What neither Moynihan or much of the nation recognized at the time was this values movement, philosophically being non-judgmental about fact and result meant being progressive and politically correct, would overwhelm all the naturally corrective capacities of adjusting to facts.

Fifty years later, and trillions of dollars of right minded non-judgmental expenditure has left us with gaping holes in urban poor education, family stability, economic capacity, and confidence in the future.  No set of facts are up to withstanding the blizzard of invectives regarding victimhood, accepting any socially dissonant behavior,  or continuing to explode the budgets of failing programs designed to “help”.

This willful ignorance and war against facts and their basis to constructively correct actions is the foundational cause of this nation’s pessimism.

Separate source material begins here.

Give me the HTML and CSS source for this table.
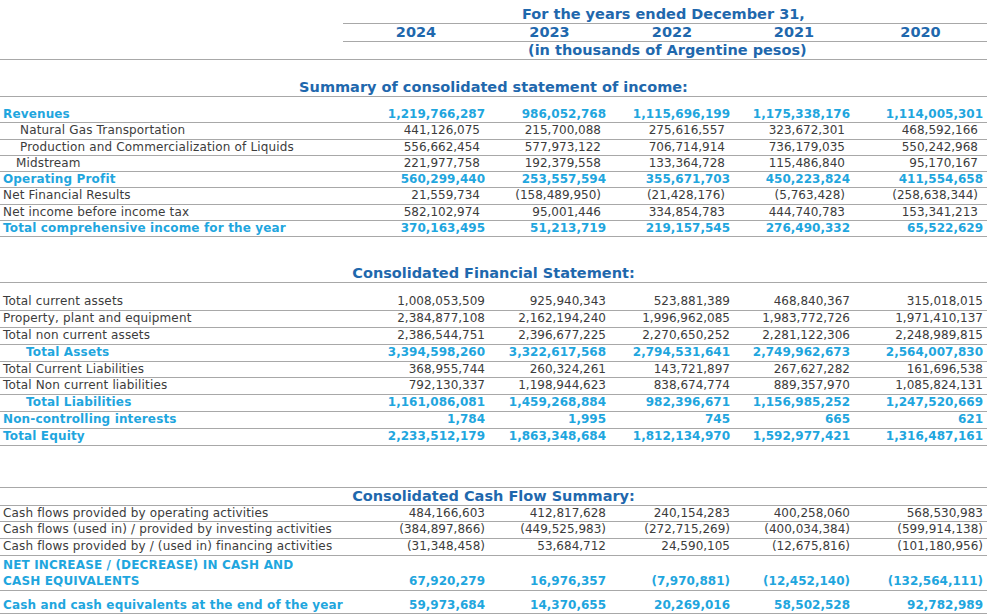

The values movement has metastasized in many elements of policy discourse, particularly the economic ones, as significant money is to be made from arguing victimhood. The enormous redirection of funds to “modify behavior” in order to “save the world from global warming” continues despite the overwhelming evidence that the so called “settled science” of anthropomorphically induced  global warming has collapsed.  The pouring of trillions into “stimulus” projects when  economic fundamentals suggest the opposite effect to economic growth incentives is created.  The crash of health care stability against the desire to make it more fair or equitable, rather than better.  The value of democratizing populations that hunger for stability rather than unencumbered elections before any other societal stabilizers are in place.  The throwing away of thousands of years of educational concepts on formative development for the desire for each individual to be allowed to ‘ seek their own place’ in what they are educated on, with its resultant disastrous effect on cultural literacy.

And on and on and on.

Facts are stubborn things. Human behavior follows fairly recognized paths that our social engineering efforts often helplessly thrash against.  The country is growing increasingly pessimistic because it can’t discern a way out of this mess; it can’t see that good intentions unencumbered by factual adjustment lead only to further deterioration.   We are trying to be good by trying to do good, with the opposite effect resulting and contributing to our fatigue. The cure would be in accepting facts to lead to improving the conditions that would lead to progress against society’s ills, rather than projecting value judgements that perpetuate their very existence.   The cure would be in listening to voices that discern the balance between values and facts necessary to begin to build some confidence back into the system, and trust the correcting capacities of the system as it was designed, not as we wish to manipulate it.  As Senator Moynihan presciently stated so many years ago, no one owns the facts.